Burchett J considered that s 42A(5)(b), consistently with observance of the principles of natural justice, cannot be implemented simply upon an ex parte statement that the applicant has not complied with a direction, without giving the applicant any opportunity to explain or advance reasons why the matter should nevertheless proceed. The discretion granted to the Tribunal under s 42A(5)(b), in his Honour’s view, by its very nature, demanded that the Tribunal consider, after the default had occurred, whether in the circumstances then obtaining, “a reasonable time” had elapsed, and whether the proper remedy was dismissal of the application, or taking some other course such as adjourning the proceeding or making some other order to secure compliance.

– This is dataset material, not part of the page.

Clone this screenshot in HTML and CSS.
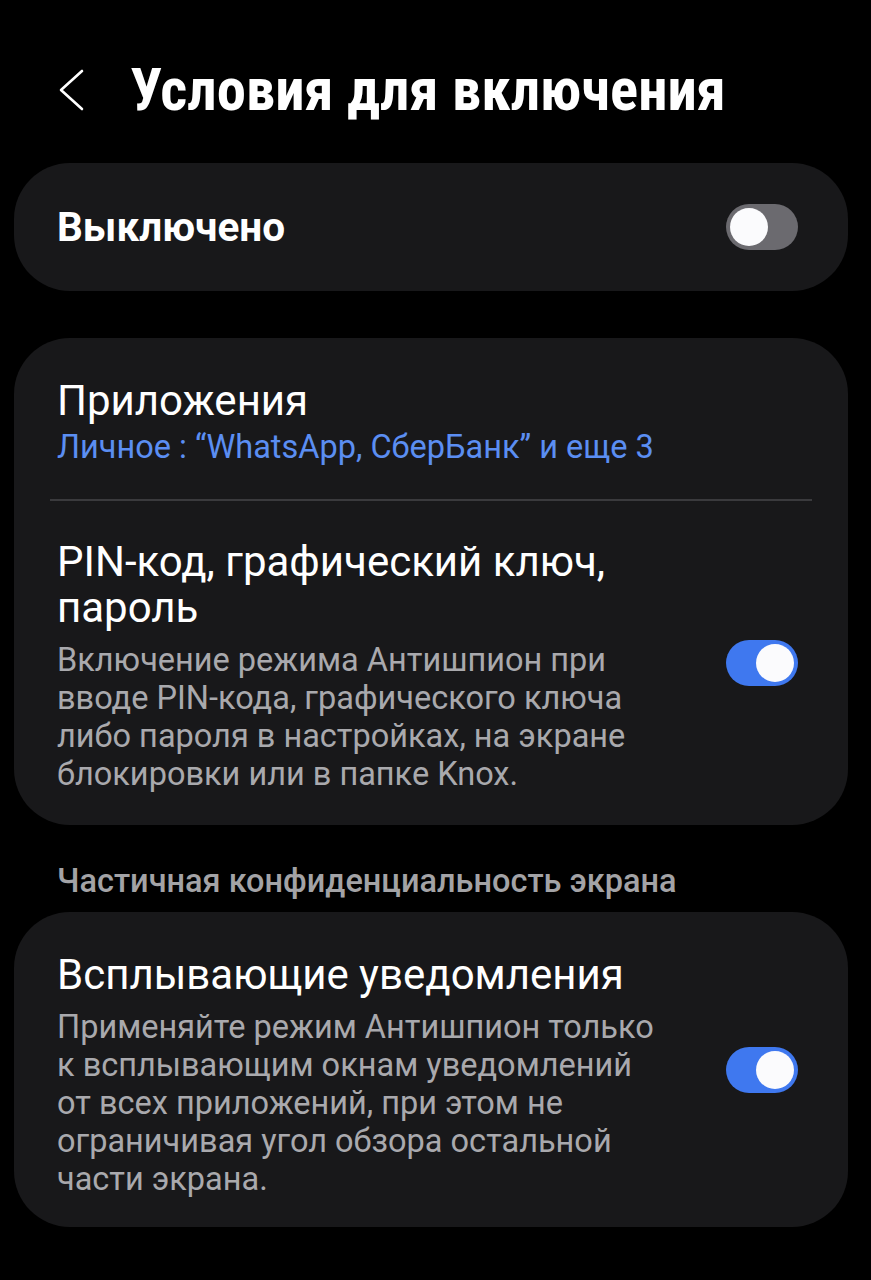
FILE: index.html
```html
<!DOCTYPE html>
<html lang="ru">
<head>
    <meta charset="UTF-8">
    <meta name="viewport" content="width=device-width, initial-scale=1.0">
    <title>Условия для включения</title>
    <link rel="stylesheet" href="styles.css">
</head>
<body>
    <header class="top-bar">
        <svg class="back" width="27" height="42" viewBox="0 0 27 42">
            <path d="M24 2 L3 21 L24 40" fill="none" stroke="#fff" stroke-width="2.6" stroke-linecap="round" stroke-linejoin="round"/>
        </svg>
        <h1 class="title">Условия для включения</h1>
    </header>

    <main class="content">
        <div class="card card-master">
            <span class="master-label">Выключено</span>
            <span class="switch"></span>
        </div>

        <div class="card card-list">
            <div class="row row-apps">
                <div class="row-text">
                    <div class="row-title">Приложения</div>
                    <div class="row-sub">Личное : “WhatsApp, СберБанк” и еще 3</div>
                </div>
            </div>
            <div class="divider"></div>
            <div class="row row-pin">
                <div class="row-text">
                    <div class="row-title">PIN-код, графический ключ,<br>пароль</div>
                    <div class="row-desc">Включение режима Антишпион при<br>вводе PIN-кода, графического ключа<br>либо пароля в настройках, на экране<br>блокировки или в папке Knox.</div>
                </div>
                <span class="switch on"></span>
            </div>
        </div>

        <div class="section-label">Частичная конфиденциальность экрана</div>

        <div class="card">
            <div class="row row-popup">
                <div class="row-text">
                    <div class="row-title">Всплывающие уведомления</div>
                    <div class="row-desc">Применяйте режим Антишпион только<br>к всплывающим окнам уведомлений<br>от всех приложений, при этом не<br>ограничивая угол обзора остальной<br>части экрана.</div>
                </div>
                <span class="switch on"></span>
            </div>
        </div>
    </main>
</body>
</html>
```

FILE: styles.css
```css
body {
    margin: 0;
    background: #000;
    color: #fff;
    font-family: Roboto, "Noto Sans", sans-serif;
}
.top-bar {
    display: flex;
    align-items: center;
    height: 163px;
    padding: 17px 0 0 58px;
    box-sizing: border-box;
}
.back {
    display: block;
}
.title {
    margin: 0 0 0 45px;
    font-size: 58.7px;
    line-height: 58px;
    font-weight: 700;
    font-stretch: 87.5%;
}
.content {
    padding: 0 23px 0 14px;
}
.card {
    background: #18181a;
    border-radius: 56px;
}
.card-master {
    display: flex;
    align-items: center;
    justify-content: space-between;
    height: 128px;
    padding: 0 50px 0 43px;
}
.card-list {
    margin-top: 47px;
}
.master-label {
    font-size: 40.5px;
    font-weight: 700;
}
.row {
    display: flex;
    align-items: center;
    justify-content: space-between;
    padding: 0 50px 0 43px;
}
.row-apps {
    padding-top: 40px;
    padding-bottom: 33px;
}
.row-pin {
    padding-top: 38px;
    padding-bottom: 32px;
}
.row-pin .switch {
    margin-bottom: 6px;
}
.row-popup {
    padding-top: 40px;
    padding-bottom: 29px;
}
.row-popup .switch {
    margin-bottom: 10px;
}
.row-title {
    font-size: 42px;
    line-height: 46px;
}
.row-sub {
    font-size: 32.5px;
    line-height: 38px;
    color: #5b8ef2;
    margin-top: 4px;
}
.row-desc {
    font-size: 32.5px;
    line-height: 38px;
    color: #a9a9ad;
    margin-top: 10px;
}
.divider {
    height: 2px;
    background: #3a3a3d;
    margin: 0 36px;
}
.section-label {
    font-size: 32.5px;
    line-height: 38px;
    font-weight: 500;
    color: #a3a3a6;
    padding: 37px 0 0 43px;
    margin-bottom: 12px;
}
.switch {
    position: relative;
    flex-shrink: 0;
    width: 72px;
    height: 46px;
    border-radius: 23px;
    background: #6b6a6f;
}
.switch::after {
    content: "";
    position: absolute;
    top: 4px;
    left: 4px;
    width: 38px;
    height: 38px;
    border-radius: 50%;
    background: #fbfbfd;
}
.switch.on {
    background: #3f78ef;
}
.switch.on::after {
    left: auto;
    right: 4px;
}
```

His Honour therefore allowed the appeal, and, as earlier recounted, directed that “the matter be remitted to the Administrative Appeals Tribunal, differently constituted, to be dealt with according to the law”, and made an order that Comcare pay Mr Guse’s costs of the appeal.
It is against this background that the grounds of appeal and the orders sought by Mr Guse must be considered. It is convenient to discuss the grounds of appeal first. The grounds, as pleaded in the notice of appeal, read:
“1. The appellant was denied a hearing in this appeal before His Honour gave his orders, in breach of fundamental principles of natural justice.

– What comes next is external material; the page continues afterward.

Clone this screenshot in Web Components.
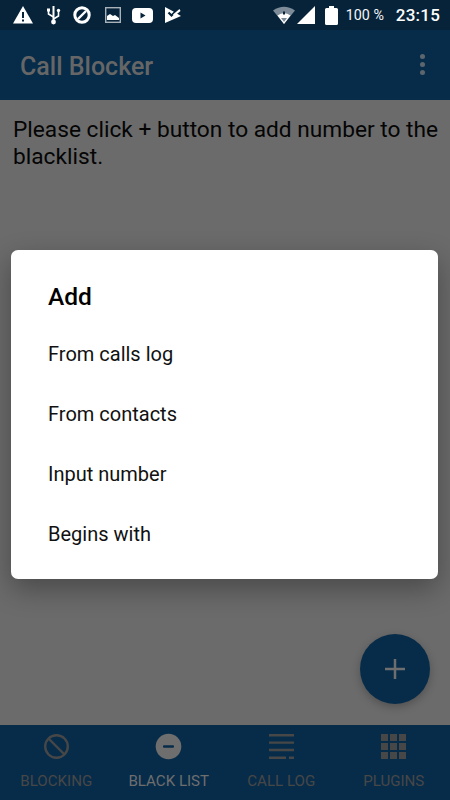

2. The order remitting the matter to the Tribunal cannot be complied with according to law, as its effect is to reinstate an application for review, and as such it is inconsistent with the order by Einfeld J on 05/07/94 in this case, which directs the tribunal to rehear a specific issue and which has not been set aside. As a result the Tribunal is required to proceed contrary to a Court order.
3. The order to remit the matter exceeds the jurisdiction of the Court, in that it requires of the Tribunal to proceed in respect of an application previously (sic) decided by it under section 43 of the Administrative Appeals Tribunal Act 1975.

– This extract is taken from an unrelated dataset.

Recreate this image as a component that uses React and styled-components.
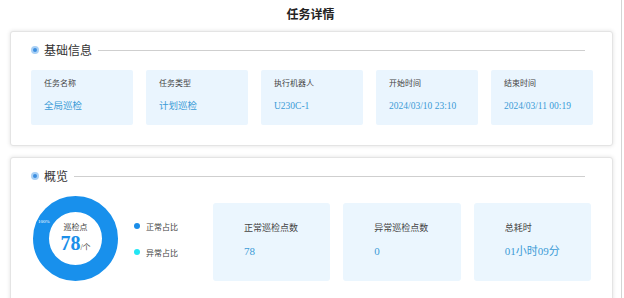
import React from 'react';
import styled, { createGlobalStyle } from 'styled-components';

const GlobalStyle = createGlobalStyle`
  body {
    margin: 0;
    background: #fff;
    font-family: "Liberation Serif", "Noto Sans CJK SC", serif;
    color: #333;
  }
`;

const Page = styled.div`
  width: 621px;
  height: 298px;
  overflow: hidden;
  border-right: 1px solid #d4d4d4;
  box-sizing: content-box;
`;

const Title = styled.h1`
  margin: 0;
  height: 31px;
  line-height: 31px;
  text-align: center;
  font-size: 12px;
  font-weight: bold;
  color: #222;
`;

const Card = styled.section`
  margin: 0 0 11px 10px;
  width: 603px;
  box-sizing: border-box;
  padding: 8px 21px 20px 20px;
  border: 1px solid #e4e4e4;
  border-radius: 3px;
  box-shadow: 0 0 4px rgba(0, 0, 0, 0.12);
  background: #fff;
`;

const Heading = styled.div`
  display: flex;
  align-items: center;
  height: 20px;
  font-size: 12px;
  color: #333;
`;

const HeadingLine = styled.span`
  flex: 1;
  height: 1px;
  margin: 0 6px 0 6px;
  background: #cfcfcf;
`;

const Dot = styled.span`
  width: 8px;
  height: 8px;
  margin-right: 5px;
  border-radius: 50%;
  box-sizing: border-box;
  border: 2px solid #a9d0f5;
  background: #3d8fe0;
`;

const InfoGrid = styled.div`
  display: grid;
  grid-template-columns: repeat(5, 102px);
  gap: 13px;
  margin-top: 10px;
`;

const InfoItem = styled.div`
  height: 55px;
  box-sizing: border-box;
  padding: 9px 13px 0;
  background: #eaf5fe;
  border-radius: 2px;
`;

const InfoLabel = styled.div`
  font-size: 8px;
  line-height: 10px;
  color: #444;
`;

const InfoValue = styled.div`
  margin-top: 11px;
  font-size: 9.5px;
  line-height: 12px;
  color: #3b9bd6;
  white-space: nowrap;
`;

const OverviewRow = styled.div`
  display: flex;
  align-items: flex-start;
  margin-top: 10px;
`;

const Donut = styled.div`
  display: grid;
  place-items: center;
  width: 85px;
  height: 85px;
  margin-left: 2px;
  > * {
    grid-area: 1 / 1;
  }
`;

const DonutCenter = styled.div`
  display: flex;
  flex-direction: column;
  align-items: center;
  margin-top: 4px;
`;

const DonutCaption = styled.div`
  font-size: 8px;
  line-height: 10px;
  color: #444;
`;

const DonutValue = styled.div`
  font-size: 20px;
  line-height: 20px;
  font-weight: bold;
  color: #1b8fe9;
  span {
    font-size: 8px;
    font-weight: normal;
    color: #444;
  }
`;

const Legend = styled.div`
  display: flex;
  flex-direction: column;
  gap: 14px;
  margin: 24px 0 0 16px;
  width: 79px;
`;

const LegendItem = styled.div`
  display: flex;
  align-items: center;
  height: 12px;
  font-size: 8px;
  color: #444;
`;

const LegendDot = styled.span`
  width: 6px;
  height: 6px;
  margin-right: 6px;
  border-radius: 50%;
  background: ${p => p.color};
`;

const StatGrid = styled.div`
  flex: 1;
  display: grid;
  grid-template-columns: repeat(3, 1fr);
  gap: 13px;
  margin-top: 7px;
`;

const StatItem = styled.div`
  height: 78px;
  box-sizing: border-box;
  padding: 19px 8px 0 31px;
  background: #ebf6fe;
  border-radius: 3px;
  white-space: nowrap;
`;

const StatLabel = styled.div`
  font-size: 9px;
  line-height: 12px;
  color: #444;
`;

const StatValue = styled.div`
  margin-top: 10px;
  font-size: 11px;
  line-height: 14px;
  color: #3b9bd6;
`;

const info = [
  ['任务名称', '全局巡检'],
  ['任务类型', '计划巡检'],
  ['执行机器人', 'U230C-1'],
  ['开始时间', '2024/03/10 23:10'],
  ['结束时间', '2024/03/11 00:19'],
];

const stats = [
  ['正常巡检点数', '78'],
  ['异常巡检点数', '0'],
  ['总耗时', '01小时09分'],
];

const SectionHeading = ({ children }) => (
  <Heading>
    <Dot />
    {children}
    <HeadingLine />
  </Heading>
);

export default function App() {
  return (
    <Page>
      <GlobalStyle />
      <Title>任务详情</Title>
      <Card>
        <SectionHeading>基础信息</SectionHeading>
        <InfoGrid>
          {info.map(([label, value]) => (
            <InfoItem key={label}>
              <InfoLabel>{label}</InfoLabel>
              <InfoValue>{value}</InfoValue>
            </InfoItem>
          ))}
        </InfoGrid>
      </Card>
      <Card>
        <SectionHeading>概览</SectionHeading>
        <OverviewRow>
          <Donut>
            <svg width="85" height="85" viewBox="0 0 85 85">
              <circle cx="42.5" cy="42.5" r="34.5" fill="none" stroke="#1890ec" strokeWidth="16" />
              <text x="5" y="27" fontSize="5" fill="#fff" fontFamily="Liberation Serif">100%</text>
            </svg>
            <DonutCenter>
              <DonutCaption>巡检点</DonutCaption>
              <DonutValue>
                78<span>/个</span>
              </DonutValue>
            </DonutCenter>
          </Donut>
          <Legend>
            <LegendItem>
              <LegendDot color="#1a8de8" />
              正常占比
            </LegendItem>
            <LegendItem>
              <LegendDot color="#22e6f4" />
              异常占比
            </LegendItem>
          </Legend>
          <StatGrid>
            {stats.map(([label, value]) => (
              <StatItem key={label}>
                <StatLabel>{label}</StatLabel>
                <StatValue>{value}</StatValue>
              </StatItem>
            ))}
          </StatGrid>
        </OverviewRow>
      </Card>
    </Page>
  );
}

4. The order to remit the matter exceeds the jurisdiction of the Court, in that it compels the Tribunal to proceed contrary to a finding of the Tribunal to the effect that the matter before it was never properly before Comcare.
5. The order to remit the matter exceeds the jurisdiction of the Court, in that it requires of the Tribunal to proceed to review a determination of which the Court, the Tribunal and Comcare are aware of being incorrect and baseless.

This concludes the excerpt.